4) Force manufacturers to continue providing fixes (security patches only) to all users. It is not reasonable to allow the majority of the market to become a time-bomb and individual businesses, private users are held hostage.
5) In the case of an open source / community developed distribution, provide the same guidelines and services as is done by Homeland Cybersecurity for commercial vendors, however forcing a community is impossible. Instead a community or a manufacturer (like RedHat) can at least be graded on its response and the availability in an open repository of the required fixes.
6) Do all this for applications, libraries and drivers, not just operating systems.
7) Do this for routers
8) Do this for websites.
9) Define security and the maintenance of security as a process requiring transparency by manufacturers in order to encourage users to adopt patches and make them easier to download.
10) Provide help, guidance and code to community distros and programming teams who can choose to use it, which will make it easier to more frequently issue security patches. It should be a lot easier for users (even on linux) to maintain an up to date system without worry of something breaking or being unable to back up settings, data, etc.
The responses of Microsoft and Oracle to the security realities confronting their customers is pathetic, medieval and takes advantage of general apathy and cluelessness. The result is a never-ending pool of machines vulnerable to every attack to appear in the wild.

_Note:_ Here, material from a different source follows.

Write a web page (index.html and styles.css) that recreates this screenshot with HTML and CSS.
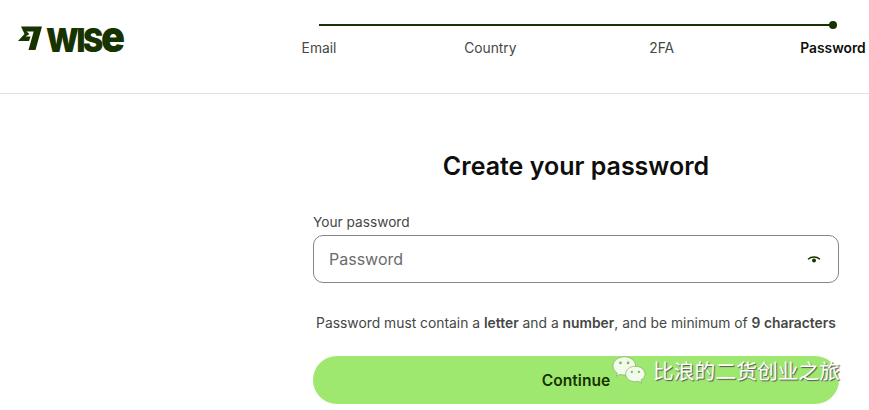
FILE: index.html
```html
<!DOCTYPE html>
<html lang="en">
<head>
  <meta charset="UTF-8">
  <meta name="viewport" content="width=device-width, initial-scale=1.0">
  <title>Create your password</title>
  <link rel="stylesheet" href="styles.css">
</head>
<body>
  <!-- Header -->
  <header class="header">
    <div class="logo">
      <svg class="logo-flag" width="24" height="24" viewBox="0 0 24 24">
        <path d="M3 0.500 H24 L17.500 24 H10.500 L15.700 5.500 H8.500 L11.500 8 L7.500 10.500 H12.500 L11 15 H0 L6.500 8 Z" fill="#163300"/>
      </svg>
      <span class="logo-text">WIS<span class="logo-e">e</span></span>
    </div>
    <div class="progress">
      <div class="progress-line"><span class="progress-dot"></span></div>
      <div class="steps">
        <span class="step"><span>Email</span></span>
        <span class="step"><span>Country</span></span>
        <span class="step"><span>2FA</span></span>
        <span class="step step-active"><span>Password</span></span>
      </div>
    </div>
  </header>

  <!-- Password form -->
  <main class="main">
    <h1>Create your password</h1>
    <label class="label" for="password">Your password</label>
    <div class="field">
      <input id="password" type="password" placeholder="Password">
      <svg class="eye" width="14" height="10" viewBox="0 0 14 10">
        <path d="M1 4.200 C4.500 1.200 9.500 1.200 13 4.200" fill="none" stroke="#163300" stroke-width="1.400"/>
        <circle cx="7" cy="5.600" r="2" fill="#163300"/>
      </svg>
    </div>
    <p class="hint">Password must contain a <b>letter</b> and a <b>number</b>, and be minimum of <b>9 characters</b></p>
    <button class="continue">Continue</button>
  </main>

  <!-- Watermark -->
  <div class="watermark">
    <svg width="34" height="32" viewBox="0 0 36 30">
      <path d="M13 1 C6.500 1 1 5.300 1 10.700 C1 13.800 2.800 16.400 5.600 18.200 L4.600 21.600 L8.600 19.600 C10 20.100 11.400 20.300 13 20.300 C19.500 20.300 25 16 25 10.700 C25 5.300 19.500 1 13 1 Z" fill="#f2fbea" stroke="#6f9c58" stroke-width="0.600"/>
      <path d="M24.500 11 C18.900 11 14.500 14.700 14.500 19.200 C14.500 23.700 18.900 27.400 24.500 27.400 C25.700 27.400 26.800 27.200 27.900 26.900 L31.500 29 L30.600 25.600 C33.200 24.100 35 21.800 35 19.200 C35 14.700 30.100 11 24.500 11 Z" fill="#f2fbea" stroke="#6f9c58" stroke-width="0.600"/>
      <circle cx="9" cy="7.500" r="1.400" fill="#7fb05f"/>
      <circle cx="17" cy="7.500" r="1.400" fill="#7fb05f"/>
      <circle cx="21" cy="17" r="1.200" fill="#7fb05f"/>
      <circle cx="28.500" cy="17" r="1.200" fill="#7fb05f"/>
    </svg>
    <span class="watermark-text">比浪的二货创业之旅</span>
  </div>
</body>
</html>
```

FILE: styles.css
```css
html, body {
  height: 100%;
}
body {
  font-family: Inter, "Liberation Sans", sans-serif;
  background: #fff;
  color: #454745;
  margin: 0;
  padding: 0;
  overflow: hidden;
}
.header {
  display: flex;
  height: 93px;
  border-bottom: 1px solid #e2e2e2;
}
.logo {
  display: flex;
  align-items: center;
  gap: 4px;
  width: 319px;
  height: 24px;
  margin-top: 26px;
  padding-left: 18px;
  box-sizing: border-box;
}
.logo-text {
  font-size: 33px;
  line-height: 24px;
  font-weight: 900;
  color: #163300;
  letter-spacing: -2.5px;
  transform: scaleX(0.92);
  transform-origin: left center;
}
.logo-e {
  font-size: 43px;
  letter-spacing: 0;
}
.progress {
  width: 514px;
  padding-top: 21px;
}
.progress-line {
  position: relative;
  height: 2px;
  margin-top: 3px;
  background: #163300;
}
.progress-dot {
  position: absolute;
  right: -4px;
  top: -3px;
  width: 8px;
  height: 8px;
  border-radius: 50%;
  background: #163300;
}
.steps {
  display: flex;
  justify-content: space-between;
  margin-top: 13px;
  font-size: 13.8px;
  line-height: 18px;
}
.step {
  display: flex;
  justify-content: center;
  width: 0;
  white-space: nowrap;
}
.step-active {
  font-weight: 600;
  color: #0e0f0c;
}
.main {
  width: 526px;
  margin-left: 313px;
}
h1 {
  margin: 56px 0 0;
  text-align: center;
  font-size: 25px;
  line-height: 32px;
  font-weight: 600;
  color: #0e0f0c;
}
.label {
  display: block;
  margin-top: 30px;
  font-size: 13.7px;
  line-height: 20px;
}
.field {
  display: flex;
  align-items: center;
  height: 48px;
  margin-top: 3px;
  padding: 0 17px 0 15px;
  box-sizing: border-box;
  border: 1px solid #868685;
  border-radius: 10px;
}
.field input {
  flex: 1;
  border: none;
  outline: none;
  padding: 0;
  font-family: inherit;
  font-size: 16px;
}
.field input::placeholder {
  color: #6a6c6a;
  opacity: 1;
}
.eye {
  margin-top: 2px;
}
.hint {
  margin: 31px 0 0;
  text-align: center;
  font-size: 13.85px;
  line-height: 18px;
}
.hint b {
  font-weight: 600;
}
.continue {
  display: block;
  width: 100%;
  height: 48px;
  margin-top: 24px;
  border: none;
  border-radius: 24px;
  background: #9fe870;
  color: #163300;
  font-family: inherit;
  font-size: 15.6px;
  font-weight: 600;
}
.watermark {
  position: absolute;
  left: 612px;
  top: 354px;
  display: flex;
  align-items: center;
  gap: 7px;
}
.watermark-text {
  font-family: "Noto Sans CJK SC", sans-serif;
  font-size: 20.8px;
  line-height: 30px;
  color: #fff;
  text-shadow: 1px 1px 1px #555;
}
```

This would remove a huge amount
Oh please i know EXACTLY who the patches is for, I support SMBs and they are some of my best customers so I've been there, done that. That doesn't change my point that its going on 2 YEARS, if they haven't come out with a migration plan after testing it on a test bed by now? Then they aren't going to, no point in MSFT wasting time supporting them. After all how many businesses are still running XP which has several security weaknesses like its desire to always be run as admin that just can't be fixed? is MSFT supposed to support that OS for another decade because some corps are too lazy to do testing in a reasonable amount of time?
If you haven't moved by now I'm sorry, you deserve what you get. hell if a little shop like mine could test SP1 on all my SMBs and get it rolled out over a year ago there really is no excuse for a fortune 500 company with a million times more resources than I'll ever have not getting it done by now, no excuse at all. If they want to run without patches? that is their business but MSFT doesn't have to support lazy and giving 2 years of support is more than enough to make a migration plan and do testing, i don't care how big a business you have. Now if they have screwed IT's budget so damned badly they can't even get it done on a TWO YEAR timetable? Frankly that company has bigger problems than patches, like all the gaping security holes they have because their overworked and underpaid IT dept simply can't keep up with the threats of 6 months ago, much less now.
But nothing you said invalidates anything i posted, everybody had 2 years to test and deploy and if they haven't done it after 2 years time? Sorry but they deserve what they get as even the slowest corp should have been able to pull it off given the huge amount of time they had.
ACs don't waste your time replying, your posts are never seen by me.
I'm not going to go to win7 or the disgusting win 8.
Thanx to Steam, I am now posting this in Ubuntu and downloading a new game.